QSB offered ICBC an interest-free loan to be paid back in 2017 so the competition can continue for years to come, said Saunders.

“We don’t want to burden any one year, so we divided it out to be fair. [The loan] is re-negotiable in the next few years.”

ICBC is the largest business competition of its kind in Canada, said Commerce Society President Matthew Price, Comm ’09, via e-mail.

“It is the longest-running undergraduate business case competition in Canada. Students go through several qualifying rounds in order to compete in the Final Weekend. [ICBC 2008] drew 158 case submissions from 35 schools to earn one of the 48 coveted team positions,” he said. “Events are offered in all of the major business disciplines, including accounting, business policy, debating, finance, ethics, labour arbitration, marketing and management information systems. Teams present their case solutions to leaders in their respective industries where they receive constructive feedback and network with the corporate elite.”

Price said ICBC is one of the many business competitions ComSoc organizes during each school year.

ComSoc and QSB offered loans to ICBC because the competition is both prestigious for Queen’s and a part of Queen’s tradition, he said. “All our competitions are student-run. ComSoc has 10 conferences and four national and international competitions. We run these all throughout the year,” he said. “ICBC is a very prestigious event. Everyone takes pride in it.

It brings Queen’s a lot of recognition. This year’s event will be more successful than in years past.”

A lack of sponsors resulted in a revenue shortfall last year, Price said.

“Bankruptcy wouldn’t be the right word for it,” he said. “We had a need to step in and provide [ICBC] a loan. The shortfall in revenue was caused because there was ... not enough sponsors to meet the expenses.”

Price said ComSoc realized there was a problem in April, when cheques given to vendors for the event were bouncing.

“When vendors called QSB about cheques bouncing, the first thing we did was pay the vendors. We proactively stepped in,” he said. “We run 14 competitions [in a year], so we value our relationships with vendors around Kingston.”

Price said the Queen’s School of Business started investigating the competition’s financial management in April.

“It wasn’t an audit. The QSB Finance Office did a review of finances, and they concluded expenses were appropriate. The review indicated that ICBC was in good financial standing in the year prior.”

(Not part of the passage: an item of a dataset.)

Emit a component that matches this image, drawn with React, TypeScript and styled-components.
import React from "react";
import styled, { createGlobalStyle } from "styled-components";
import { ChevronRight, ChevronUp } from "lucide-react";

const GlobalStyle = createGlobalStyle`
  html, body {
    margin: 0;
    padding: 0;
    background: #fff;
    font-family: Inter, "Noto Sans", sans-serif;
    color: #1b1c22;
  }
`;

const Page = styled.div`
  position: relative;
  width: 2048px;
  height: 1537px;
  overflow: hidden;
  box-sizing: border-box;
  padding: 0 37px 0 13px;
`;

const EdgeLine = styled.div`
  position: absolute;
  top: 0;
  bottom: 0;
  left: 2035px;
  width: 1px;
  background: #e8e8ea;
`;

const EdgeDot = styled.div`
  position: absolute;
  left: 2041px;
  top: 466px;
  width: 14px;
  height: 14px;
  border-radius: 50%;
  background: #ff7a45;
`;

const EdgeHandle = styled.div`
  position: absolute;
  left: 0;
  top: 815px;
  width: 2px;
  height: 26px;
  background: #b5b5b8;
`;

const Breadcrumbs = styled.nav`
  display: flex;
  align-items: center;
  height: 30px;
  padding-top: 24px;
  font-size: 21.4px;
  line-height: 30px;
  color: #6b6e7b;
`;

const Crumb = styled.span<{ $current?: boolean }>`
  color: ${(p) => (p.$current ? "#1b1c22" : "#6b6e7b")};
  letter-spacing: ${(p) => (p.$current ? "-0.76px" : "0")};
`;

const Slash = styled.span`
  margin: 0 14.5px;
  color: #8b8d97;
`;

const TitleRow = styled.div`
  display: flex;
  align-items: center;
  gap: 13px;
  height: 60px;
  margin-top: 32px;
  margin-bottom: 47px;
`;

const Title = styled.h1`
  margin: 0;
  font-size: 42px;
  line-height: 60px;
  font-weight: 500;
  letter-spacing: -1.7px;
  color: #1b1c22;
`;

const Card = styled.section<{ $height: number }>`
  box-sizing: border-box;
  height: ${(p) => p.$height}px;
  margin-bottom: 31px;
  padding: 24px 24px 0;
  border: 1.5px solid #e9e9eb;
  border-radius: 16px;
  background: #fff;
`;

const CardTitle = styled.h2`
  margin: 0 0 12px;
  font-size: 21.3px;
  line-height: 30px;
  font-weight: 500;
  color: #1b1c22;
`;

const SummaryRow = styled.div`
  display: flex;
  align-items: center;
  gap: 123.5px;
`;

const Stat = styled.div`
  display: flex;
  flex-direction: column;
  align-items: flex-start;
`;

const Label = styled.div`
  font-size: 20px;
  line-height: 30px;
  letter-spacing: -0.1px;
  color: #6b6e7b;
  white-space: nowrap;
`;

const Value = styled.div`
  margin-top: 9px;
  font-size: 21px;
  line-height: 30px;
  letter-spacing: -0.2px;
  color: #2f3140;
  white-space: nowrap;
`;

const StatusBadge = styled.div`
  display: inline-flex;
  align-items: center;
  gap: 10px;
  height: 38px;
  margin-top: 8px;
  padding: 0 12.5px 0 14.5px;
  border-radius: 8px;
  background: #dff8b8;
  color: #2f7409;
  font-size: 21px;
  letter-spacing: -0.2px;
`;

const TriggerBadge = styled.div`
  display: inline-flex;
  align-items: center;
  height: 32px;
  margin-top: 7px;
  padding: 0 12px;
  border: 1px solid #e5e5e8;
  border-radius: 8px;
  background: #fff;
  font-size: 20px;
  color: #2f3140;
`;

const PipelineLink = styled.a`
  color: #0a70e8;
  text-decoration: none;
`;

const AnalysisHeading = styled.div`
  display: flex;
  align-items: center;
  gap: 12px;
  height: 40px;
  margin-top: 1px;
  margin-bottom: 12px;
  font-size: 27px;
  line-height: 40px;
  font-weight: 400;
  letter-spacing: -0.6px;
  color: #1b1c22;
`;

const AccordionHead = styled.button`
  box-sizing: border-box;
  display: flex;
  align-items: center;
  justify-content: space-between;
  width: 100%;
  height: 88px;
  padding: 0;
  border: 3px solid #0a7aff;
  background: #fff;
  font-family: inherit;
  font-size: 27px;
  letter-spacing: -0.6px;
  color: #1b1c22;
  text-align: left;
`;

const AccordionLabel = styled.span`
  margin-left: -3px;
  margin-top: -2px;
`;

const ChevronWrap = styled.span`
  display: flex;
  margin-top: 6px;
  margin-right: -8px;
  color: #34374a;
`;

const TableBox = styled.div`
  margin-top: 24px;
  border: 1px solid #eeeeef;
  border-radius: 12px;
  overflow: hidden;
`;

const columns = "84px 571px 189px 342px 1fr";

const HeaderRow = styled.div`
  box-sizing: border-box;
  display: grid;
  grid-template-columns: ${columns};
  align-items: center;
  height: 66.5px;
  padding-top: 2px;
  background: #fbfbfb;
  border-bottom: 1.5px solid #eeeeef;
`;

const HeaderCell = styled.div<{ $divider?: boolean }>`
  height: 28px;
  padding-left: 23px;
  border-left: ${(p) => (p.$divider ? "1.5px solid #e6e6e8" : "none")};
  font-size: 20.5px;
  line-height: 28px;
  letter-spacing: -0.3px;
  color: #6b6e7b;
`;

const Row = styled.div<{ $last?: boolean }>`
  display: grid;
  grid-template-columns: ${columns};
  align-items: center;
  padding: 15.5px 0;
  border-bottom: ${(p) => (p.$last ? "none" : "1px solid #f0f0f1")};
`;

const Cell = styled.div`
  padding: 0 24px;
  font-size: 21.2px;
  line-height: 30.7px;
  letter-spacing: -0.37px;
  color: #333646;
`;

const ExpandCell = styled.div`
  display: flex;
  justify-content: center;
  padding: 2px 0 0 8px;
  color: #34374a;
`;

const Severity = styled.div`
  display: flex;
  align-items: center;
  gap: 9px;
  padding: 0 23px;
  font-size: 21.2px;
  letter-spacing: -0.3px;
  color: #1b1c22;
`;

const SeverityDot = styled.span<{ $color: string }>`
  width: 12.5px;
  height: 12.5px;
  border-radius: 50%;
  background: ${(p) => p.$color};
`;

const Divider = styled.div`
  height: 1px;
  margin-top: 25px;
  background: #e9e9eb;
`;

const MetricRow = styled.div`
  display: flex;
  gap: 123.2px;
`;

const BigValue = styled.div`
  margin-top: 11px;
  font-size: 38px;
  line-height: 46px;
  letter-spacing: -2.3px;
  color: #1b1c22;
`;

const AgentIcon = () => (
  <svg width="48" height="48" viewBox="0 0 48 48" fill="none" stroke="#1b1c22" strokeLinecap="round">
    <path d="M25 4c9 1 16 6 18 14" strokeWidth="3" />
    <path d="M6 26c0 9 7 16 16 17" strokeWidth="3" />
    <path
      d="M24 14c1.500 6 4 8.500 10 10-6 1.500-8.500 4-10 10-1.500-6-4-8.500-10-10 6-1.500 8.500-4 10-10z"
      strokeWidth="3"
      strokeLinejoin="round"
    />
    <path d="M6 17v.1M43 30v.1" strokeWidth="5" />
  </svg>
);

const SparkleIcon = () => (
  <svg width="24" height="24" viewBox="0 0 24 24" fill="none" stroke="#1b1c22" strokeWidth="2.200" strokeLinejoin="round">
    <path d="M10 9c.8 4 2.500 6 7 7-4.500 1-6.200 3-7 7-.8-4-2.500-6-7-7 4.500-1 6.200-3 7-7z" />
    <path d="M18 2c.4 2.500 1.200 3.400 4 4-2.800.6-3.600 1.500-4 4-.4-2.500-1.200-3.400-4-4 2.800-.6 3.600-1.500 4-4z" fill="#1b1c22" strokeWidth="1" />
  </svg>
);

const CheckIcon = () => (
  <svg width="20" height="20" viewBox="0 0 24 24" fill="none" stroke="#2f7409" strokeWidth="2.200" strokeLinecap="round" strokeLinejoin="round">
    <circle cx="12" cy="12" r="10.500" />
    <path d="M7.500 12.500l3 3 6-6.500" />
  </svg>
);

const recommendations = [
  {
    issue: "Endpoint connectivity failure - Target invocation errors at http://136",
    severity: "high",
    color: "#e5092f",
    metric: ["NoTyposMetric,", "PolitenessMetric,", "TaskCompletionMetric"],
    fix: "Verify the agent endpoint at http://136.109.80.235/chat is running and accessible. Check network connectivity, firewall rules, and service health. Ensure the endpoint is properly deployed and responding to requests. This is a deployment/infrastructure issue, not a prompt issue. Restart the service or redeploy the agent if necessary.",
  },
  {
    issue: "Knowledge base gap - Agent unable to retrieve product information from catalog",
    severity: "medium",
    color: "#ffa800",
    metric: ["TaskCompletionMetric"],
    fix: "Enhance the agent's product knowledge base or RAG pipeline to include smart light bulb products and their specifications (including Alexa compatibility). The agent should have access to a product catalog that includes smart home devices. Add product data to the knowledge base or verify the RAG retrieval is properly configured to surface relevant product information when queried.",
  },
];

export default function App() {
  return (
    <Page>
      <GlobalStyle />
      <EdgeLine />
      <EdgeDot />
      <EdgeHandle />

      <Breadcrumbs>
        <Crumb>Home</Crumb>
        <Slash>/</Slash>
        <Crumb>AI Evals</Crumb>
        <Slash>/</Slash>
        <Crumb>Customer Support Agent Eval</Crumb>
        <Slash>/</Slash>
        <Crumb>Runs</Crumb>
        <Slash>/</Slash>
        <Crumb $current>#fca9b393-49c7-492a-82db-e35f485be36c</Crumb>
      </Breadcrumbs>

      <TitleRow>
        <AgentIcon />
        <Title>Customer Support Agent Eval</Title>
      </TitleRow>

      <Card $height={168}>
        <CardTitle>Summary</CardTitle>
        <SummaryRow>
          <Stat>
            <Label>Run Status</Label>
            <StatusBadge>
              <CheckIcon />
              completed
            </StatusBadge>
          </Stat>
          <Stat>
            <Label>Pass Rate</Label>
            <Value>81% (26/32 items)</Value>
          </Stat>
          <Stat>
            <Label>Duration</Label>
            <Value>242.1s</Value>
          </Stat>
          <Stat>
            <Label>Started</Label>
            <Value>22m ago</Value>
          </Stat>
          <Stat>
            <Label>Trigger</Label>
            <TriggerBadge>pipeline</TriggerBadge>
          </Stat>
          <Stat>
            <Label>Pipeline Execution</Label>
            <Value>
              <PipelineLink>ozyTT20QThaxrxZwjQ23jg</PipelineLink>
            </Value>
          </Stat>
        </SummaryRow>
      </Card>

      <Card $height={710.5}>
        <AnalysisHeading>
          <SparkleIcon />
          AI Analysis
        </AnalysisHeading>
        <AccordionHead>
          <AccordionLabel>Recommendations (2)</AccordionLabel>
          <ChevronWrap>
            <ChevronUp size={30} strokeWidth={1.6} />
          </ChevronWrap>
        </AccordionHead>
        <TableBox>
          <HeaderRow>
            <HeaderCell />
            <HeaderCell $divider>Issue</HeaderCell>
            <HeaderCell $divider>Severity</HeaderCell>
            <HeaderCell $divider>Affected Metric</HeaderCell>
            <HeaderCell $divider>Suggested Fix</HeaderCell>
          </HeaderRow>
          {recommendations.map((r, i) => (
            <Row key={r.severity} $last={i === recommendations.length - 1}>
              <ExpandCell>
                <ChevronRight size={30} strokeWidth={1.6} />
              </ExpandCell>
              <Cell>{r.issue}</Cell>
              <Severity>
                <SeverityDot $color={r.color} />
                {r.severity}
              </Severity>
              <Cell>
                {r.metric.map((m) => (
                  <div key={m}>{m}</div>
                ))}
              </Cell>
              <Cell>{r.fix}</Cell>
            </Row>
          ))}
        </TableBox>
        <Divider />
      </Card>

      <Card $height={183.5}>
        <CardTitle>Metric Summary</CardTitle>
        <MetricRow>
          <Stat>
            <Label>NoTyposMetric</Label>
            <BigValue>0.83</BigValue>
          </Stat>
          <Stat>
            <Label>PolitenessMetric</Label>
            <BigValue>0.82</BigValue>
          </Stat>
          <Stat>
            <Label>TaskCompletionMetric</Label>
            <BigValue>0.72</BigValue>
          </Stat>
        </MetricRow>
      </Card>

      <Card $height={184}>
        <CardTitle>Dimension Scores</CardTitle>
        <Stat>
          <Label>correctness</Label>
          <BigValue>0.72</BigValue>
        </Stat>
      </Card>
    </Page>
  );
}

“[In April] we got together with Queen’s School of Business to discuss the situation,” he said. “The QSB loan was for $38,500. The Commerce Society loan was for $7,500.” He said ComSoc’s budget is in excess of $1 million per year.

“The loan from ComSoc was paid from our retained earnings, with an interest rate equal to the prevailing market rate which it would otherwise earn in a bank account.” Price said the total loan amount is for $46,000 which includes $9,000 start-up for ICBC 2009.

“The ComSoc loan has interest attached to it. The QSB loan is interest free. We appreciate the support of the QSB,” he said.

“Our actual revenue fell short of our expected revenue by approximately 18 per cent in addition to increased expenses to highlight the landmark 30th anniversary.

“The loan [from QSB] will be paid back by 2017. There’s a reasonable amount that will be paid back each year. The ComSoc loan will be paid back first.”

Price said ComSoc is proposing a new external committee policy in ComSoc Assembly to ensure the budgets of any external committees are carefully monitored.

“The new external policy will have a positive effect,” he said. “ComSoc will have more of a role in the conferences and in budget management.”

Price said at ComSoc Assembly, a motion to de-ratify ICBC was rejected.

“Any conference that has financial problems comes for a vote at ComSoc for de-ratification,” he said. “A presentation was made by the current ICBC Co-Chairs to ComSoc Assembly on Sept. 14, the first assembly of the 2008-09 academic year. Following the presentation was the motion to de-ratify, which was overwhelmingly opposed.”

Kayla Paret, Comm ’10 and ICBC co-chair, said the competition will not be affected by the financial issues of last year.

“We have overwhelming support from past alumni and fellow competitors. We will work closely with ComSoc to manage our budget,” she said.